L’intérêt des grands films de Lino Brocka tient essentiellement à la manière dont le cinéaste parvient à articuler une vision réaliste de son pays avec une utilisation des codes du mélodrame. On retrouve dans Caïn et Abel se mélange hétéroclite même si l’aspect documentaire laisse place ici à une forme d’allégorie. L’organisation de la ferme, les conflits de générations et les tensions entre une tradition archaïque incarnée par Pina et une volonté de modernisation sont plutôt bien rendus dans la première partie du film. Entre le dévoué Lorenz qui gère l’exploitation familiale sans la moindre reconnaissance maternelle et le volage Ellis qui ramène sa fiancée à la maison alors qu’il est père d’un bébé qu’il a eu avec la bonne, la guerre ouverte va vite devenir inévitable.

Dans un premier temps Lino Brocka brosse un tableau réaliste de ces conflits familiaux : Lorenz qui fuit l’enfer du foyer en allant boire avec ses amis, la mère qui entretient Rina la bonne et son bébé car c’est elle qui a refusé que la jeune fille avorte, la désinvolture d’Ellis… Mais très vite, il va appliquer à son film les codes du mélodrame (l’idée de vengeance que l’on trouvait déjà dans Insiang) et celui du film d’action à l’américaine. Ce n’est sans doute pas un hasard si l’un des personnages cite directement Les Chiens de paille de Peckinpah : il y a une volonté chez Lino Brocka d’exacerber la violence et de dresser un constat nihiliste autour de la société philippine alors sous le joug de la dictature de Marcos. Dans une société prônant le culte de l’effort (ce sont les mots qu’emploie madame Pina, craignant que l’achat de tracteurs incite les travailleurs à la paresse) et la soumission au chef ; cette famille devient une parfaite métaphore de la société philippine. La cohésion qui devrait régner en son sein n’est qu’un leurre et la différence de traitement entre les deux fils (image de la corruption du régime ?) ne peut entraîner que les déchirements les plus violents.

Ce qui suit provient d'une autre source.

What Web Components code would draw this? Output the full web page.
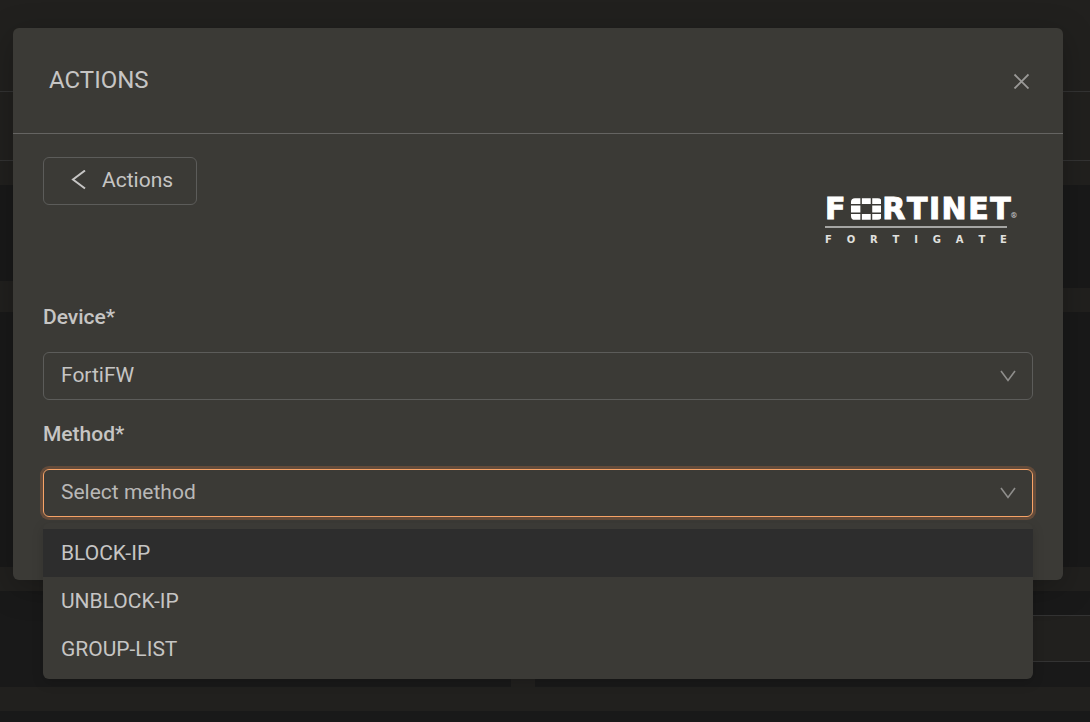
<!DOCTYPE html>
<html lang="en">
<head>
<meta charset="utf-8">
<meta name="viewport" content="width=device-width, initial-scale=1">
<title>Actions</title>
<style>
  :root {
    --page: #21201e;
    --card: #191919;
    --line: #333333;
    --surface: #3b3a36;
    --border: #5c5c5a;
    --text: #c6c5c4;
    --muted: #8f8e8c;
    --accent: #f8a367;
  }
  body {
    margin: 0;
    min-height: 100vh;
    display: grid;
    background: var(--page);
    color: var(--text);
    font: 21px/32px Roboto, sans-serif;
    overflow: hidden;
  }
</style>
</head>
<body>
<app-shell>
  <page-backdrop></page-backdrop>
  <modal-dialog slot="overlay" heading="ACTIONS">
    <action-toolbar></action-toolbar>
    <select-field label="Device*" options="FortiFW"></select-field>
    <select-field label="Method*" options="Select method,BLOCK-IP,UNBLOCK-IP,GROUP-LIST" open></select-field>
  </modal-dialog>
</app-shell>

<script>
class AppShell extends HTMLElement {
  constructor() {
    super();
    this.attachShadow({ mode: "open" }).innerHTML = `
      <style>
        :host { display: block; position: relative; min-width: 0; }
        .overlay { position: absolute; inset: 0; padding: 28px 27px 0 13px; }
      </style>
      <slot></slot>
      <div class="overlay"><slot name="overlay"></slot></div>`;
  }
}
customElements.define("app-shell", AppShell);

class PageBackdrop extends HTMLElement {
  constructor() {
    super();
    this.attachShadow({ mode: "open" }).innerHTML = `
      <style>
        :host { display: flex; flex-direction: column; gap: 24px; height: 100vh; }
        .bar { height: 68px; margin-top: 91px; border: solid var(--line); border-width: 1px 0; }
        .row { display: grid; grid-template-columns: 511fr 555fr; gap: 24px; }
        .row > div, .wide { background: var(--card); }
        .stats { height: 103px; align-items: start; }
        .stats > div { height: 96px; }
        .stats > div + div { height: 103px; }
        .wide { height: 255px; }
        .lists { height: 96px; }
        .head { margin-top: 24px; height: 45px; border: solid var(--line); border-width: 1px 0; background: var(--page); }
        .rest { flex: 1; }
      </style>
      <div class="bar"></div>
      <div class="row stats"><div></div><div></div></div>
      <div class="wide"></div>
      <div class="row lists"><div></div><div><div class="head"></div></div></div>
      <div class="wide rest"></div>`;
  }
}
customElements.define("page-backdrop", PageBackdrop);

class ModalDialog extends HTMLElement {
  constructor() {
    super();
    this.attachShadow({ mode: "open" }).innerHTML = `
      <style>
        :host { display: block; }
        section { background: var(--surface); border-radius: 6px; box-shadow: 0 8px 32px rgba(0, 0, 0, .25); }
        header { display: flex; justify-content: space-between; align-items: center; padding: 36px 30px 37px 36px; height: 32px; border-bottom: 1px solid #656462; }
        h1 { margin: 0; font-size: 24px; font-weight: 400; line-height: 32px; }
        button { display: grid; place-items: center; width: 24px; height: 24px; padding: 2px 0 0; border: 0; background: none; color: #9a9997; }
        .body { padding: 23px 30px 63px; }
      </style>
      <section role="dialog" aria-labelledby="title">
        <header>
          <h1 id="title"></h1>
          <button type="button" aria-label="Close">
            <svg width="16" height="16" viewBox="0 0 16 16" fill="none" stroke="currentColor" stroke-width="1.8"><path d="M1.5 1.5 15.5 15.5M15.5 1.5 1.5 15.5"/></svg>
          </button>
        </header>
        <div class="body"><slot></slot></div>
      </section>`;
  }
  connectedCallback() {
    this.shadowRoot.querySelector("h1").textContent = this.getAttribute("heading");
  }
}
customElements.define("modal-dialog", ModalDialog);

class ActionToolbar extends HTMLElement {
  constructor() {
    super();
    this.attachShadow({ mode: "open" }).innerHTML = `
      <style>
        :host { display: flex; justify-content: space-between; align-items: flex-start; height: 144px; }
        button { display: flex; align-items: center; gap: 16px; height: 48px; padding: 0 23px 2px 26px; border: 1px solid var(--border); border-radius: 6px; background: none; color: inherit; font: inherit; }
        vendor-logo { margin: 40px 16px 0 0; }
      </style>
      <button type="button">
        <svg width="16" height="20" viewBox="0 0 16 20" fill="none" stroke="currentColor" stroke-width="2"><path d="M15 .5 3 9.5 15 18.5"/></svg>
        Actions
      </button>
      <vendor-logo></vendor-logo>`;
  }
}
customElements.define("action-toolbar", ActionToolbar);

class VendorLogo extends HTMLElement {
  constructor() {
    super();
    this.attachShadow({ mode: "open" }).innerHTML = `
      <style>
        :host { display: block; width: 192px; color: #fff; }
        .mark { display: flex; align-items: center; height: 24px; font: 700 30px/24px "DejaVu Sans", sans-serif; -webkit-text-stroke: 1px #fff; }
        .word { display: flex; justify-content: space-between; width: 130px; }
        .first { width: 25px; }
        .mark svg { margin-right: 1px; }
        .reg { align-self: flex-end; font: 700 8px/10px Roboto, sans-serif; color: #ccc; -webkit-text-stroke: 0; }
        hr { width: 182px; height: 2px; margin: 5px 0 6px; border: 0; background: #a5a5a3; }
        .sub { display: flex; justify-content: space-between; width: 182px; font: 700 10px/12px "DejaVu Sans", sans-serif; color: #e0e0df; }
      </style>
      <div class="mark">
        <span class="first">F</span>
        <svg width="32" height="22" viewBox="0 0 32 22" fill="currentColor">
          <path d="M5 0H10.500V6H1V4Q1 0 5 0ZM12 0H21V6H12ZM22.500 0H28Q32 0 32 4V6H22.500ZM1 7.500H10.500V14.500H1ZM22.500 7.500H32V14.500H22.500ZM1 16H10.500V22H5Q1 22 1 18ZM12 16H21V22H12ZM22.500 16H32V18Q32 22 28 22H22.500Z"/>
        </svg>
        <span class="word"><span>R</span><span>T</span><span>I</span><span>N</span><span>E</span><span>T</span></span>
        <span class="reg">®</span>
      </div>
      <hr>
      <div class="sub"><span>F</span><span>O</span><span>R</span><span>T</span><span>I</span><span>G</span><span>A</span><span>T</span><span>E</span></div>`;
  }
}
customElements.define("vendor-logo", VendorLogo);

class SelectField extends HTMLElement {
  constructor() {
    super();
    this.attachShadow({ mode: "open" }).innerHTML = `
      <style>
        :host { display: block; margin-bottom: 18px; }
        :host(:last-child) { margin-bottom: 0; }
        label { display: block; font-weight: 500; line-height: 32px; padding-bottom: 19px; }
        .control { position: relative; display: grid; align-items: center; }
        select { grid-area: 1 / 1; appearance: none; width: 100%; height: 48px; margin: 0; padding: 0 48px 2px 17px; border: 1px solid var(--border); border-radius: 6px; background: none; color: inherit; font: inherit; outline: 0; }
        :host([open]) select { border-color: var(--accent); box-shadow: 0 0 0 3px #644b3a; color: #b9b8b7; }
        .arrow { grid-area: 1 / 1; justify-self: end; margin-right: 17px; color: var(--muted); pointer-events: none; }
        ul { position: absolute; top: calc(100% + 6px); left: 0; right: 0; margin: 0; padding: 6px 0; list-style: none; background: var(--surface); border-radius: 6px; box-shadow: 0 4px 12px rgba(0, 0, 0, .15); }
        li { padding: 8px 18px; line-height: 32px; }
        li[aria-selected="true"] { background: #2d2d2d; }
      </style>
      <label for="control"></label>
      <div class="control">
        <select id="control"></select>
        <svg class="arrow" width="16" height="12" viewBox="0 0 16 12" fill="none" stroke="currentColor" stroke-width="1.6"><path d="M1 1 8 10.5 15 1"/></svg>
      </div>`;
  }
  connectedCallback() {
    const root = this.shadowRoot;
    const names = this.getAttribute("options").split(",");
    root.querySelector("label").textContent = this.getAttribute("label");
    root.querySelector("select").append(...names.map(name => new Option(name)));
    if (this.hasAttribute("open")) {
      const list = document.createElement("ul");
      list.setAttribute("role", "listbox");
      names.slice(1).forEach((name, index) => {
        const item = document.createElement("li");
        item.setAttribute("role", "option");
        item.setAttribute("aria-selected", String(index === 0));
        item.textContent = name;
        list.append(item);
      });
      root.querySelector(".control").append(list);
    }
  }
}
customElements.define("select-field", SelectField);
</script>
</body>
</html>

Difficile de nier la force du film même si Lino Brocka se montre moins personnel lorsqu’arrive les épisodes de règlements de compte. Si Peckinpah est cité, la musique synthétique et la brutalité de certaines scènes évoquent parfois les productions Cannon. On sait que les Philippines furent aussi un grand pourvoyeur de films populaires (qu’on songe au cinéma d’Eddie Romero) et le cinéaste s’inscrit également dans cette tradition. Son talent est évidemment incomparable à celui des nombreux tâcherons qui signeront de faux films américains mais les purs moments d’action ne sont pas les plus marquants du récit.

Au-delà de la rivalité entre les deux frères qui s’achève lors d’une scène finale très belle, on notera comme dans Insiang une attention particulière aux personnages féminins. En effet, si elles se trouvent souvent sacrifiées à la folie des hommes (mais pas seulement puisqu’on peut considérer que madame Pina est la responsable ultime de toutes ces catastrophes), elles font preuve d’un courage et d’une détermination à toute épreuve. Il faut voir Zita tenir tête à tous les caïds qui ridiculisent son fiancé. La violence est du côté des hommes mais elle masque mal leur infinie lâcheté. C’est aussi cet intérêt pour les personnages qui permet à Lino Brocka d’éviter le côté trop mécanique que pourrait avoir cette fable biblique et d’apporter de la nuance dans le cadre des codes stéréotypés du film d’action.